Today, tocolytic drugs appear most helpful in delaying birth for a few days to a week. This time may allow transfer of the mother to a high risk center with capability to care for the preterm infant or the use of steroid drugs to speed up maturing of the baby’s lungs. Babies between 24 and 34 weeks gestation clearly benefit when steroids are given to the mother before delivery. These infants have been shown to have fewer respiratory difficulties, the major problem of preterm birth, and therefore fewer complications from being born early. The best time for the steroid is 24 hours before birth and the effect lasts for one week after it is given. Advantages of using steroids when the amniotic membranes are ruptured or leaking is less clear. Antibiotics may be helpful with rupture of membranes, and medical studies are ongoing.

Preterm newborn survival has been shown to be greatest in high risk centers with neonatal intensive care units. Transportation of the mother while still pregnant is better than transporting the tiny newborn.

Reducing your risk of preterm birth

Because preterm labor and birth are so very hard to detect and prevent, early and consistent prenatal care is very important. Reducing exposure to sexually transmitted diseases, good nutrition and weight gain, quitting cigarette smoking and alcohol or drug use can also reduce your risk. Awareness of the signs and symptoms of preterm labor can help you identify changes from normal that may indicate a problem. In general, it is believed that early treatment is most beneficial.

What to look for

You might be considered more “at risk” for preterm labor or birth if you:

  1. Had a previous preterm labor or birth.
  2. Have an abnormally shaped uterus, or are a DES daughter.
  3. Had two or more pregnancy losses after the 13th week.
  4. Have an incompetent cervix or uterine fibroids.
  5. Are currently pregnant with twins or multiples.
  6. Have severe kidney or urinary tract infections.
  7. Have a placenta previa.
  8. Have too much or too little amniotic fluid.

Any “risk” for preterm labor is best evaluated by your caregiver – physician or nurse midwife.

The following signs may occur with preterm labor. They can also be a part of a very normal pregnancy. It is important for you to recognize what may be a change from your normal pregnancy experience.

  1. Uterine Contractions: tightening of the uterus which occurs more often than 4 times per hour. They will probably be painless. Report them to your caregiver if position changes, emptying your bladder and increasing your fluid intake do not make them less than 4 per hour within 1-2 hours. A pattern of contractions may be normal for you, and may increase a little toward the end of your pregnancy. If it is more than 3 weeks before your due date and there is a change in the contraction pattern, contact your caregiver.
  1. Menstrual-like cramps – may be normal, but feel your uterus for contractions.
  2. Low, dull backache – check for contractions.
  3. Pelvic pressure.
  4. Intestinal cramps, gas pains, diarrhea.
  5. Increase or change in vaginal discharge.
  6. A general feeling that something is not right.

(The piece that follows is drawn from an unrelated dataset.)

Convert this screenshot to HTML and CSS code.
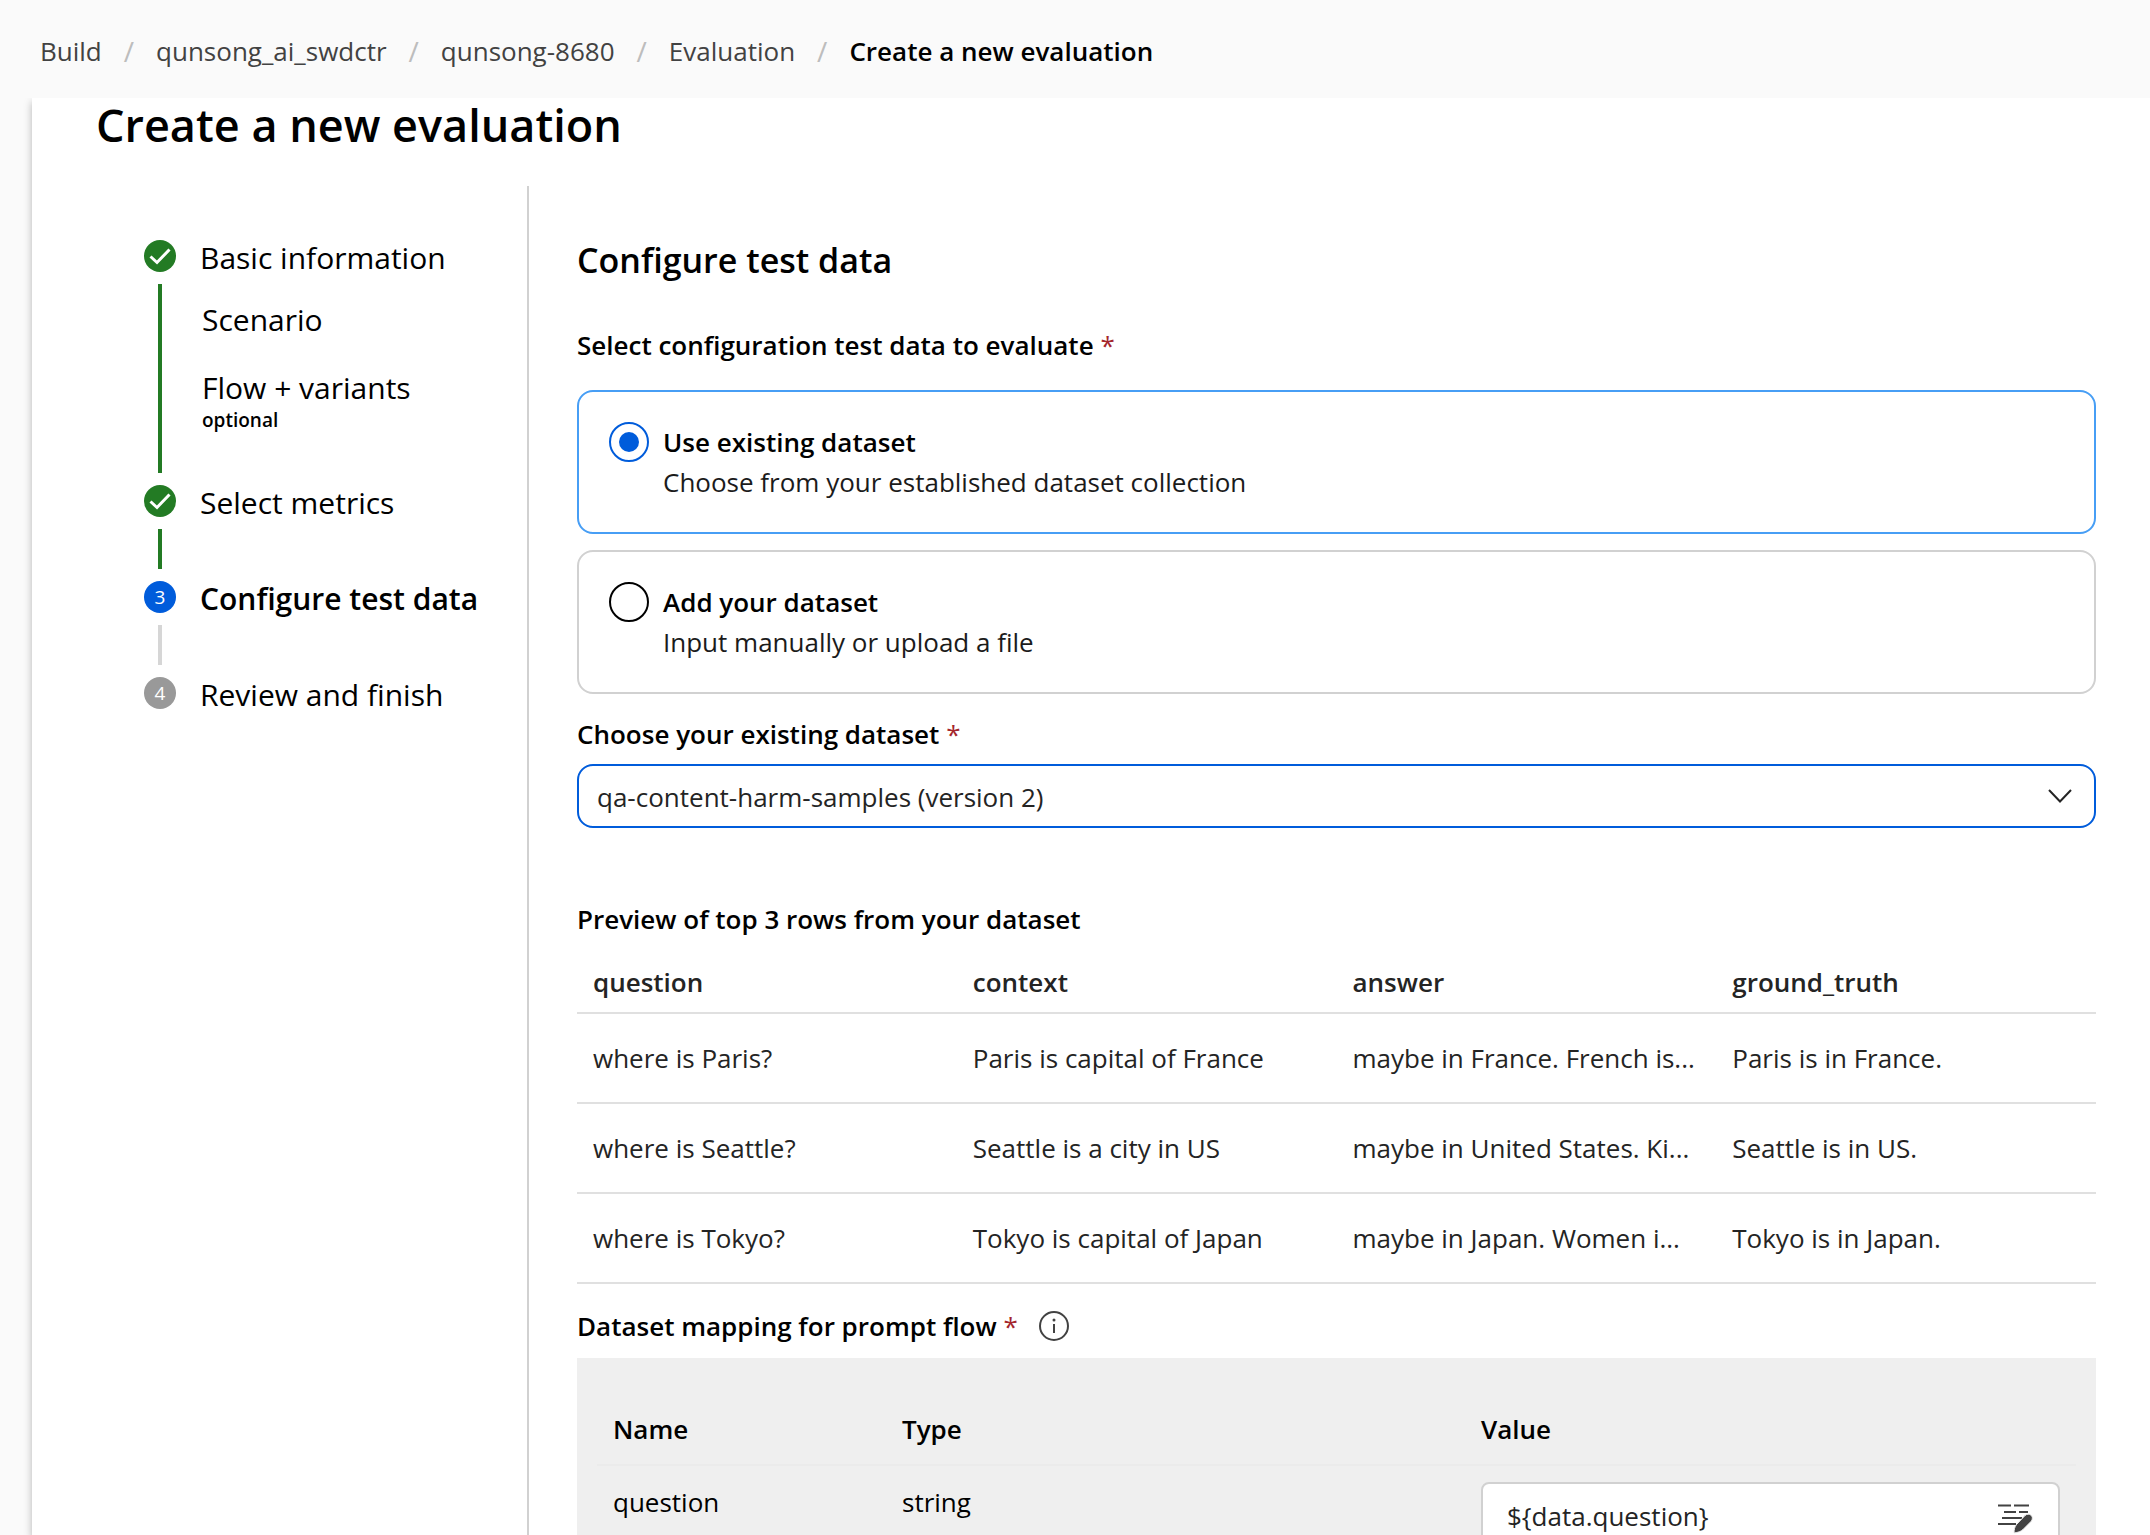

What to do if you notice signs of preterm labor:

First, empty your bladder, then lie down on your left side to feel for contractions. Do not lie flat on your back. Place your fingertips on your uterus and indent all over with the tips of your fingers. A contraction feels firm all over the uterus, and may make the outline of the uterus easier to feel. Contractions gradually soften. Contractions may be painless! If you feel more than 4 contractions in one hour:

  • rest on your side for an hour
  • drink 2-3 glasses of water or juice
  • if they do not become less frequent than 4 contractions per hour, call your caregiver. Don’t think you are being a pest or complaining. It may be the best thing you ever do for your baby!